PRESTAÇÃO ESPORÁDICA DE SERVIÇOS EM MÁQUINAS E EQUIPAMENTOS DE TERCEIROS – AUSÊNCIA DE SEMELHANÇA COM ATIVIDADE DE ENGENHEIRO – O reparo e manutenção de máquinas e equipamentos de terceiros somente impedem a opção pelo SIMPLES quando constitua atividade típica e inserida no campo das atribuições do profissional de engenharia, ainda que seja irrelevante para a exclusão do Sistema a prestação ocasional do serviço, não impede a opção pelo SIMPLES. Provido por unanimidade. (3º CC, Proc. 10865.000437/00-46, Rec. 124989 (Ac. 301-30581), 1ª C., Rel. Luiz Sérgio Fonseca Soares, DOU 07.05.2004, p. 19) (Grifo nosso)

Graças à união dos órgãos de classe das oficinas mecânicas o Senado já se empenha na aprovação da Medida Provisória nº 191/2004 com uma emenda que possibilita expressamente àquelas a sua inclusão e permanência no Simples.

Mas chamamos a atenção dos eventuais excluídos para dois pontos:

a) A nova lei, se vingar, não afastará de todo os efeitos da exclusão perpetrada pela SRF, eis que a citada emenda prevê efeito retroativo apenas até janeiro/2004;

b) O maior perigo, que merece toda a atenção do contribuinte excluído, é a eventual postura do INSS, conforme explicitado no tópico II deste arrazoado. Assim, se a autarquia previdenciária também acabar autuando as oficinas, muito provavelmente será necessário o socorro do Judiciário, pelos motivos já expostos.
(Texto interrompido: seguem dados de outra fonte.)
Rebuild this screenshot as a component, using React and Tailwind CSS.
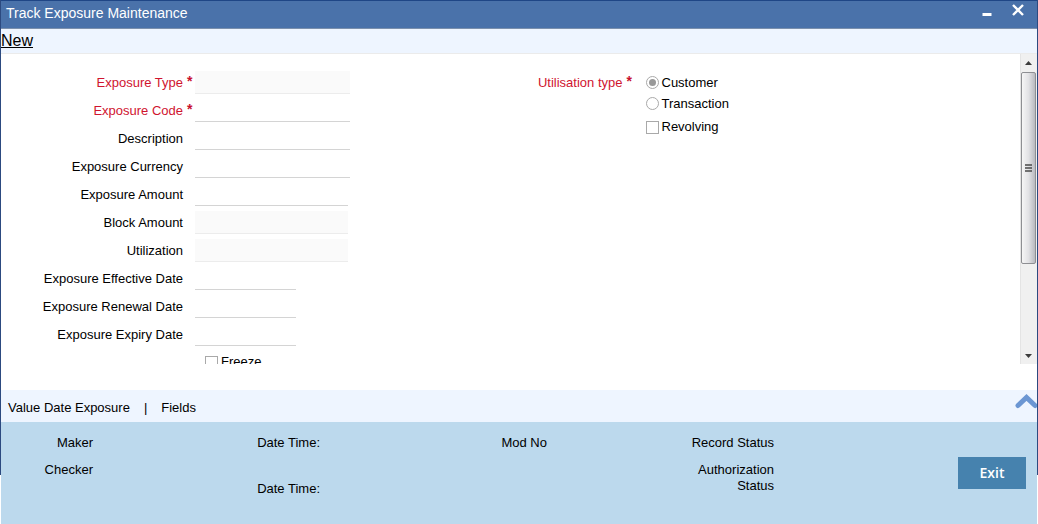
import React, { useState } from "react";

const fields = [
	{ id: "exposureType", label: "Exposure Type", required: true, readOnly: true, size: "w-[155px]" },
	{ id: "exposureCode", label: "Exposure Code", required: true, size: "w-[155px]" },
	{ id: "description", label: "Description", size: "w-[155px]" },
	{ id: "exposureCurrency", label: "Exposure Currency", size: "w-[155px]" },
	{ id: "exposureAmount", label: "Exposure Amount", size: "w-[153px]" },
	{ id: "blockAmount", label: "Block Amount", readOnly: true, size: "w-[153px]" },
	{ id: "utilization", label: "Utilization", readOnly: true, size: "w-[153px]" },
	{ id: "effectiveDate", label: "Exposure Effective Date", size: "w-[101px]" },
	{ id: "renewalDate", label: "Exposure Renewal Date", size: "w-[101px]" },
	{ id: "expiryDate", label: "Exposure Expiry Date", size: "w-[101px]" },
];

const audit = [
	["Maker", "Checker"],
	["Date Time:", "Date Time:"],
	["Mod No"],
	["Record Status", "Authorization Status"],
];

function Star({ show }) {
	return (
		<span className="w-3 shrink-0 pl-1 text-sm leading-5 font-bold text-[#c8102e]">
			{show ? "*" : ""}
		</span>
	);
}

function Field({ field }) {
	return (
		<div className="flex h-7 items-start">
			<label
				htmlFor={field.id}
				className={`w-[182px] shrink-0 text-right leading-6 ${
					field.required ? "text-[#d0142f]" : ""
				}`}
			>
				{field.label}
			</label>
			<Star show={field.required} />
			<input
				id={field.id}
				type="text"
				readOnly={field.readOnly}
				className={`h-[23px] px-1 outline-none border-b ${field.size} ${
					field.readOnly
						? "bg-[#fafafa] border-[#ececec]"
						: "bg-white border-[#d4d4d4]"
				}`}
			/>
		</div>
	);
}

function Check({ id, label }) {
	return (
		<div className="flex items-center gap-[3px] leading-5">
			<input
				id={id}
				type="checkbox"
				className="size-[13px] appearance-none border border-[#a9a9a9] bg-white checked:bg-[#999999]"
			/>
			<label htmlFor={id}>{label}</label>
		</div>
	);
}

function Scrollbar() {
	return (
		<div className="flex w-[17px] shrink-0 flex-col border-l border-[#e4e4e4] bg-[#f0f0f0] pr-px">
			<svg className="h-[18px] w-full shrink-0" viewBox="0 0 15 18">
				<path d="M4 11 L7.500 7 L11 11 Z" fill="#3c3c3c" />
			</svg>
			<div className="flex h-[192px] items-center justify-center rounded-xs border border-[#8e8f93] bg-linear-to-r from-[#f6f6f6] via-[#e2e2e5] to-[#b9bac0]">
				<svg width="7" height="8" viewBox="0 0 7 8">
					<path d="M0 1h7M0 4h7M0 7h7" stroke="#4a4a4a" strokeWidth="1.500" />
				</svg>
			</div>
			<div className="flex-1" />
			<svg className="h-[18px] w-full shrink-0" viewBox="0 0 15 18">
				<path d="M4 8 L11 8 L7.500 12 Z" fill="#3c3c3c" />
			</svg>
		</div>
	);
}

export default function App() {
	const [type, setType] = useState("customer");

	return (
		<div className="pb-[49px] font-['Liberation_Sans',Arial,sans-serif] text-[13px] text-black">
			<div className="flow-root border-x border-[#2c4a80] bg-white">
				<header className="flex h-[29px] items-start justify-between border-t border-b border-t-[#1f4686] border-b-[#7b90ad] bg-[#4a72aa] pt-[2px] pl-[5px] text-white">
					<h1 className="text-sm leading-5">Track Exposure Maintenance</h1>
					<div className="flex items-start gap-5 pt-px pr-[13px]">
						<button aria-label="Minimize">
							<svg width="10" height="12" viewBox="0 0 10 12">
								<path d="M0.500 10.500h9" stroke="#ffffff" strokeWidth="3" />
							</svg>
						</button>
						<button aria-label="Close">
							<svg width="12" height="12" viewBox="0 0 12 12">
								<path d="M1 1L11 11M11 1L1 11" stroke="#ffffff" strokeWidth="2.400" />
							</svg>
						</button>
					</div>
				</header>

				<nav className="h-[25px] border-b border-[#ebebeb] bg-[#eef5ff]">
					<a href="#new" className="block w-fit text-base leading-6 underline">
						New
					</a>
				</nav>

				<main className="flex max-h-[310px]">
					<div className="grid flex-1 grid-cols-2 overflow-y-auto pt-[17px] [scrollbar-width:none]">
						<div>
							{fields.map((field) => (
								<Field key={field.id} field={field} />
							))}
							<div className="pt-px pl-[204px]">
								<Check id="freeze" label="Freeze" />
							</div>
						</div>
						<div
							role="group"
							aria-labelledby="utilisationType"
							className="flex items-start"
						>
							<span
								id="utilisationType"
								className="w-28 shrink-0 text-right leading-6 text-[#d0142f]"
							>
								Utilisation type
							</span>
							<Star show />
							<div className="pt-px pl-[11px]">
								{["Customer", "Transaction"].map((name) => (
									<div key={name} className="flex h-[21px] items-center gap-[3px]">
										<input
											id={name}
											type="radio"
											name="utilisation"
											checked={type === name.toLowerCase()}
											onChange={() => setType(name.toLowerCase())}
											className="size-[13px] appearance-none rounded-full border border-[#a9a9a9] bg-white bg-clip-content p-0.5 checked:bg-[#999999]"
										/>
										<label htmlFor={name}>{name}</label>
									</div>
								))}
								<div className="pt-[3px]">
									<Check id="revolving" label="Revolving" />
								</div>
							</div>
						</div>
					</div>
					<Scrollbar />
				</main>

				<nav className="mt-[26px] flex h-8 items-start justify-between overflow-hidden bg-[#eef5ff] pt-1 pl-[7px]">
					<div className="flex gap-[14px] pt-1 leading-5">
						<a href="#value-date">Value Date Exposure</a>
						<span>|</span>
						<a href="#fields">Fields</a>
					</div>
					<button aria-label="Expand">
						<svg width="22" height="15" viewBox="0 0 22 15">
							<path
								d="M3 11.500 L11.500 3.500 L20 11.500"
								fill="none"
								stroke="#6b96d3"
								strokeWidth="5"
								strokeLinecap="round"
							/>
						</svg>
					</button>
				</nav>

				{/* the audit strip hangs below the window frame */}
				<footer className="-mb-[49px] flex bg-[#bcd9ed] pb-[27px]">
					<div className="grid flex-1 grid-cols-4 pt-[13px] leading-4">
						{audit.map((column, i) => (
							<div key={i} className="flex w-[92px] flex-col gap-[11px] text-right">
								{column.map((name, j) => (
									<span key={j} className={i === 1 && j === 1 ? "pt-[19px]" : ""}>
										{name}
									</span>
								))}
							</div>
						))}
					</div>
					<div className="w-32 shrink-0 pt-[35px] pr-[11px] text-right">
						<button className="h-8 w-[68px] bg-[#4682ae] font-['Open_Sans',sans-serif] text-sm font-semibold text-white">
							Exit
						</button>
					</div>
				</footer>
			</div>
		</div>
	);
}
Apenas uma consideração final: a caça rotineira aos micros e pequenos empresários (talvez sejam espécies ameaçadas de extinção), além de ser de duvidosa legalidade é de induvidoso mau gosto político e social, pois inviabiliza justamente a atividade daqueles que mais empregos geram no País, já tão carente nesta seara.

De qualquer forma, preparemo-nos para novos litígios na esfera judicial – alguns apenas contra o INSS. É aguardar para ver.